In Part 1 I said, "I'd been giving more thought to the categorization of different types of presences, focal or non-focal, that appear in fiction." To be more specific, while most of my writings here about persona-types have concerned focal presences-- i.e., the stars of whatever stories I'm discussing-- the idea of personas applies just as much to any support-characters. I've touched on these classifications on occasion, though it's occurred to me that it might be enlightening to explore a particular type of supporting-character: the authority-figure who either empowers or initiates the central protagonist (what Vladimir Propp might call the *donor.*)

I did touch on an example of a powerful figure who was not the star of his show in PALE KINGS AND DEMIHEROES:



Gaiman's work in THE SANDMAN generally rejects the heroism expoused by earlier DC characters who shared the "Sandman" name. Nor is Morpheus alone in being a great ruler who exists largely to police his domain: this principle also applies to the character Lord Emma in LOVE IN HELL, though admittedly he (she?) is a support-character to the starring demiheroes of the series.

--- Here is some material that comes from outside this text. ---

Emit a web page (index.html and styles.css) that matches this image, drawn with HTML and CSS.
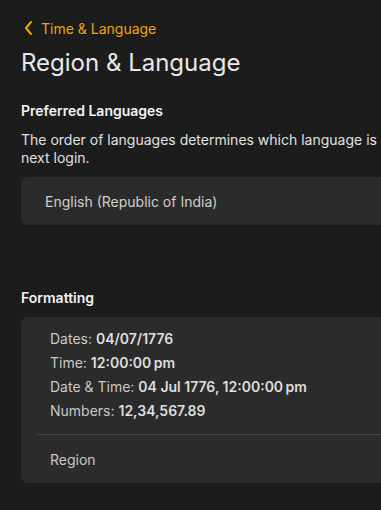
FILE: index.html
```html
<!DOCTYPE html>
<html lang="en">
<head>
    <meta charset="UTF-8">
    <meta name="viewport" content="width=device-width, initial-scale=1.0">
    <title>Region & Language</title>
    <link rel="stylesheet" href="styles.css">
</head>
<body>
    <div class="page">
        <a class="back-link" href="#">
            <svg class="chevron" width="10" height="16" viewBox="0 0 10 16">
                <path d="M8 2 L3 8 L8 14" fill="none" stroke="currentColor" stroke-width="2" stroke-linecap="round" stroke-linejoin="round"/>
            </svg>
            <span>Time &amp; Language</span>
        </a>
        <h1>Region &amp; Language</h1>

        <section class="section">
            <h2>Preferred Languages</h2>
            <p class="description">The order of languages determines which language is used at the next login.</p>
            <div class="card">
                <div class="row">English (Republic of India)</div>
            </div>
        </section>

        <section class="section formatting">
            <h2>Formatting</h2>
            <div class="card">
                <div class="format-list">
                    <p>Dates: <strong>04/07/1776</strong></p>
                    <p>Time: <strong>12:00:00&#8239;pm</strong></p>
                    <p>Date &amp; Time: <strong>04 Jul 1776, 12:00:00&#8239;pm</strong></p>
                    <p>Numbers: <strong>12,34,567.89</strong></p>
                </div>
                <div class="divider"></div>
                <div class="region-row">Region</div>
            </div>
        </section>
    </div>
</body>
</html>
```

FILE: styles.css
```css
html, body {
    margin: 0;
    background-color: #1c1c1c;
    overflow: hidden;
}
body {
    font-family: Inter, "Noto Sans", sans-serif;
    color: #e6e6e6;
}
.page {
    width: 440px;
    padding: 16px 0 0 21px;
}
.back-link {
    display: flex;
    align-items: center;
    gap: 8px;
    color: #f0a500;
    text-decoration: none;
    font-size: 14px;
    height: 24px;
    padding-left: 2px;
}
h1 {
    margin: 7px 0 0;
    font-size: 24px;
    font-weight: 400;
    line-height: 32px;
    color: #e8e8e8;
}
.section {
    margin-top: 22px;
}
h2 {
    margin: 0;
    font-size: 14px;
    font-weight: 600;
    line-height: 20px;
    color: #f2f2f2;
}
.description {
    margin: 10px 0 10px;
    font-size: 14px;
    line-height: 18px;
    color: #e0e0e0;
}
.card {
    background-color: #2b2b2b;
    border-radius: 7px;
}
.row {
    height: 48px;
    display: flex;
    align-items: center;
    padding-left: 24px;
    font-size: 14px;
    color: #cfcfcf;
}
.formatting {
    margin-top: 63px;
}
.formatting h2 {
    margin-bottom: 9px;
}
.format-list {
    padding: 10px 0 11px 29px;
}
.format-list p {
    margin: 0;
    font-size: 14px;
    line-height: 24px;
    color: #c8c8c8;
}
.format-list strong {
    font-weight: 600;
    color: #dedede;
}
.divider {
    height: 1px;
    background-color: #444;
    margin-left: 16px;
}
.region-row {
    height: 48px;
    display: flex;
    align-items: center;
    padding-left: 29px;
    font-size: 14px;
    color: #c8c8c8;
}
```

As I said in my review of the manga-collection, the two stars of the series are Rintaro, a minor sinner consigned after his death to a lesser form of Hell, and Koyori, the female demon assigned to levy punishment on him. However, Hell itself is a "character" in the story, for most of the narrative deals with Rintaro learning the ropes of an afterlife that looks suspiciously like the life of a living wage-slave. Both Hell and its usually-unseen ruler mirror the quality I've termed elsewhere "positive persistence," and so they, like the protagonists, are also demiheroic.


"Negative persistence," however, dominates the persona of the monster. The monster desires the ordinary life which the demihero usually obtains as a matter of course, but for whatever reason the monster cannot fit into that matrix, and usually either parodies its nature (the vampire, who seeks a new aristocracy of the undead ruling the living) or tears the matrix to pieces in fits of unreasoning rage (Godzilla, the Frankenstein Monster). The persona of the monster can even be attached to entire races of sentient beings who function as monsters to human protagonists: the Martians of H.G. Wells' WAR OF THE WORLDS are a familiar type, and in the same line are Buck Rogers' nonhuman adversaries, The Tiger Men of Mars.

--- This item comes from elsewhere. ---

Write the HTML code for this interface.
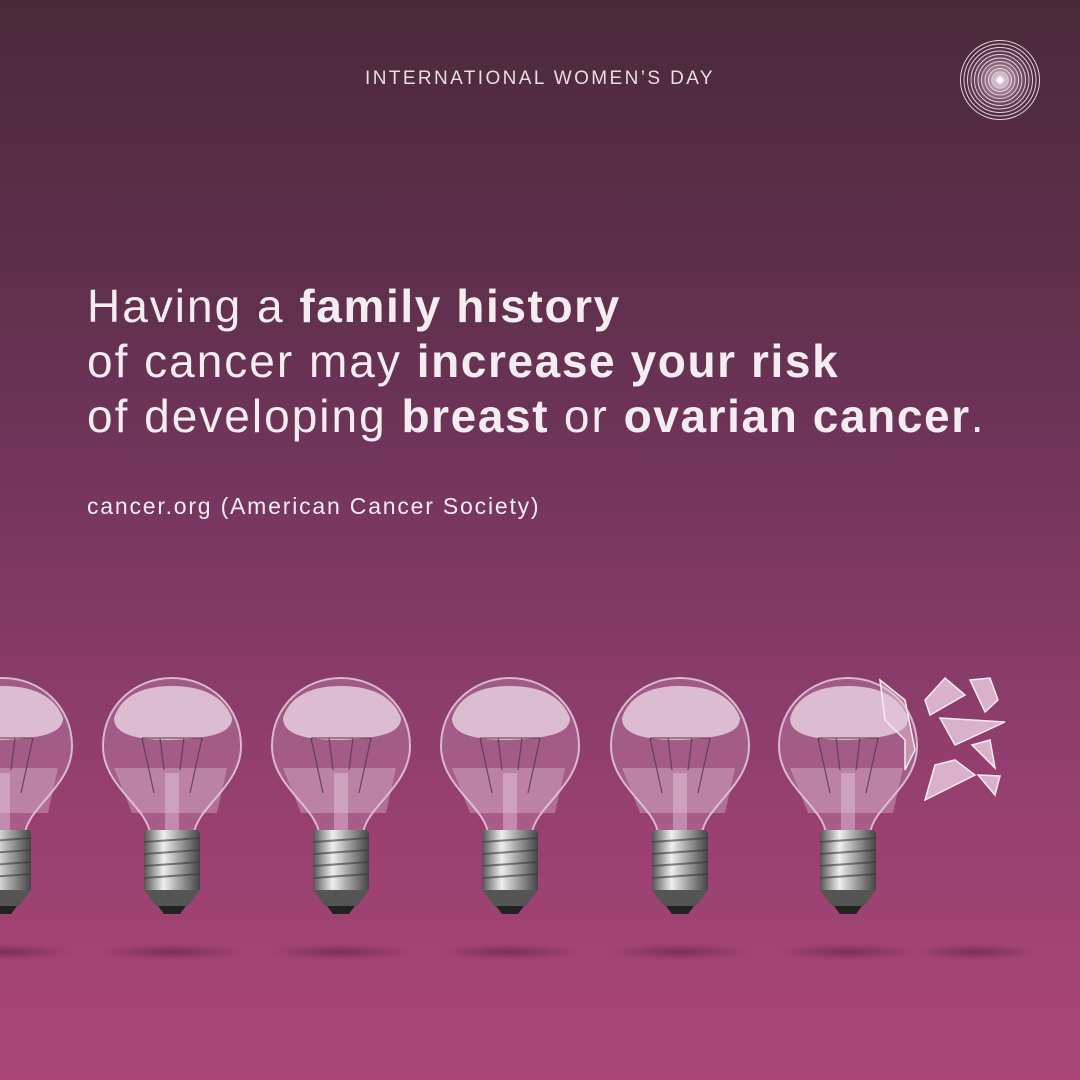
<!DOCTYPE html>
<html><head><meta charset="utf-8"><style>
html,body{margin:0;padding:0}
body{width:1080px;height:1080px;overflow:hidden;position:relative;font-family:"Liberation Sans",sans-serif;
background:linear-gradient(180deg,#4a2a39 0%,#5e2f4a 25%,#7a3762 50%,#984070 75%,#aa4676 100%);color:#f3ecf0}
.hd{position:absolute;top:68px;left:0;width:1080px;text-align:center;font-size:19px;letter-spacing:2.4px;color:#e8dde3}
.main{position:absolute;left:87px;top:279px;font-size:46px;line-height:55px;letter-spacing:2px;white-space:nowrap}
.main b{font-weight:700;letter-spacing:1.6px}
.src{position:absolute;left:87px;top:493px;font-size:23px;letter-spacing:1.8px}
svg{position:absolute;left:0;top:0}
</style></head><body>
<div class="hd">INTERNATIONAL WOMEN’S DAY</div>
<div class="main">Having a <b>family history</b><br>of cancer may <b>increase your risk</b><br>of developing <b>breast</b> or <b>ovarian cancer</b>.</div>
<div class="src">cancer.org (American Cancer Society)</div>
<svg width="1080" height="1080" viewBox="0 0 1080 1080">
<defs>
<radialGradient id="glow"><stop offset="0" stop-color="#fff"/><stop offset="0.3" stop-color="#d8b8cc" stop-opacity="0.6"/><stop offset="1" stop-color="#4a2a39" stop-opacity="0"/></radialGradient>
<linearGradient id="metal" x1="0" x2="1"><stop offset="0" stop-color="#555"/><stop offset="0.35" stop-color="#eee"/><stop offset="0.6" stop-color="#aaa"/><stop offset="1" stop-color="#444"/></linearGradient>
<radialGradient id="sh"><stop offset="0" stop-color="#5a2040" stop-opacity="0.55"/><stop offset="1" stop-color="#5a2040" stop-opacity="0"/></radialGradient>
<g id="bulb">
<ellipse cx="0" cy="274" rx="70" ry="8" fill="url(#sh)"/>
<path d="M-22,155 C-26,128 -69,108 -69,68 C-69,28 -37,0 0,0 C37,0 69,28 69,68 C69,108 26,128 22,155 Z" fill="#c596b7" fill-opacity="0.35" stroke="#d9b9cd" stroke-width="2"/>
<path d="M-58,40 C-50,15 -25,8 0,8 C30,8 52,18 60,40 C60,55 40,60 0,62 C-40,62 -58,55 -58,40 Z" fill="#f0dcea" fill-opacity="0.75"/>
<path d="M-58,90 L55,90 L45,135 L-40,135 Z" fill="#e6c8dc" fill-opacity="0.35"/>
<g stroke="#5a3a4a" stroke-width="1.3" fill="none" opacity="0.8"><path d="M-30,60 L-18,115 M30,60 L18,115 M-12,60 L-8,92 M12,60 L8,92 M-30,60 L30,60"/></g>
<rect x="-7" y="95" width="14" height="60" fill="#e8d0e0" fill-opacity="0.4"/>
<rect x="-28" y="152" width="56" height="62" rx="4" fill="url(#metal)"/>
<g stroke="#3a3a3a" stroke-width="2" opacity="0.6"><path d="M-28,164 L28,160 M-28,176 L28,172 M-28,188 L28,184 M-28,200 L28,196"/></g>
<path d="M-28,212 L28,212 L16,228 L-16,228 Z" fill="#555"/>
<path d="M-14,228 L14,228 L8,236 L-8,236 Z" fill="#222"/>
</g>
</defs>
<circle cx="1000" cy="80" r="40" fill="url(#glow)"/>
<g fill="none" stroke="#e4d0dc" stroke-width="1">
<circle cx="1000" cy="80" r="39.5"/><circle cx="1000" cy="80" r="36"/><circle cx="1000" cy="80" r="32.5"/><circle cx="1000" cy="80" r="29"/><circle cx="1000" cy="80" r="25.5"/><circle cx="1000" cy="80" r="22"/><circle cx="1000" cy="80" r="18.5"/><circle cx="1000" cy="80" r="15"/><circle cx="1000" cy="80" r="11.5"/><circle cx="1000" cy="80" r="8"/></g>
<circle cx="1000" cy="80" r="3" fill="#fff"/>
<use href="#bulb" x="3" y="678"/>
<use href="#bulb" x="172" y="678"/>
<use href="#bulb" x="341" y="678"/>
<use href="#bulb" x="510" y="678"/>
<use href="#bulb" x="680" y="678"/>
<use href="#bulb" x="848" y="678"/>
<ellipse cx="975" cy="952" rx="60" ry="8" fill="url(#sh)"/>
<g fill="#e6c6da" fill-opacity="0.85" stroke="#f6eaf2" stroke-width="1.5">
<path d="M925,700 L945,678 L965,695 L930,715 Z"/>
<path d="M970,680 L990,678 L998,700 L985,712 Z"/>
<path d="M940,718 L1005,722 L955,745 Z"/>
<path d="M972,745 L990,740 L995,768 Z"/>
<path d="M935,765 L955,760 L975,775 L925,800 Z"/>
<path d="M978,775 L1000,776 L995,795 Z"/>
<path d="M880,680 L905,700 L915,750 L905,770 L905,740 L885,720 Z" fill-opacity="0.5"/>
</g>
</svg>
</body></html>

Villains, however, have a quality of "negative glory" that makes them more pro-active than monsters. I touched on two authority-type villains, both of whom were coterminous with their environments, in ENVIRONMENTAL CONCERNS PT. 2:




In the SON OF SATAN story "Dance with the Devil, My Red-Eyed Son," the soul of Daimon Hellstrom is apparently drawn down into Hell, with whose denizens he must battle. Only by story's end does the reader learn that this particular version of Hell is not one that exists independently of its satanic master, for it's actually Satan's own dream.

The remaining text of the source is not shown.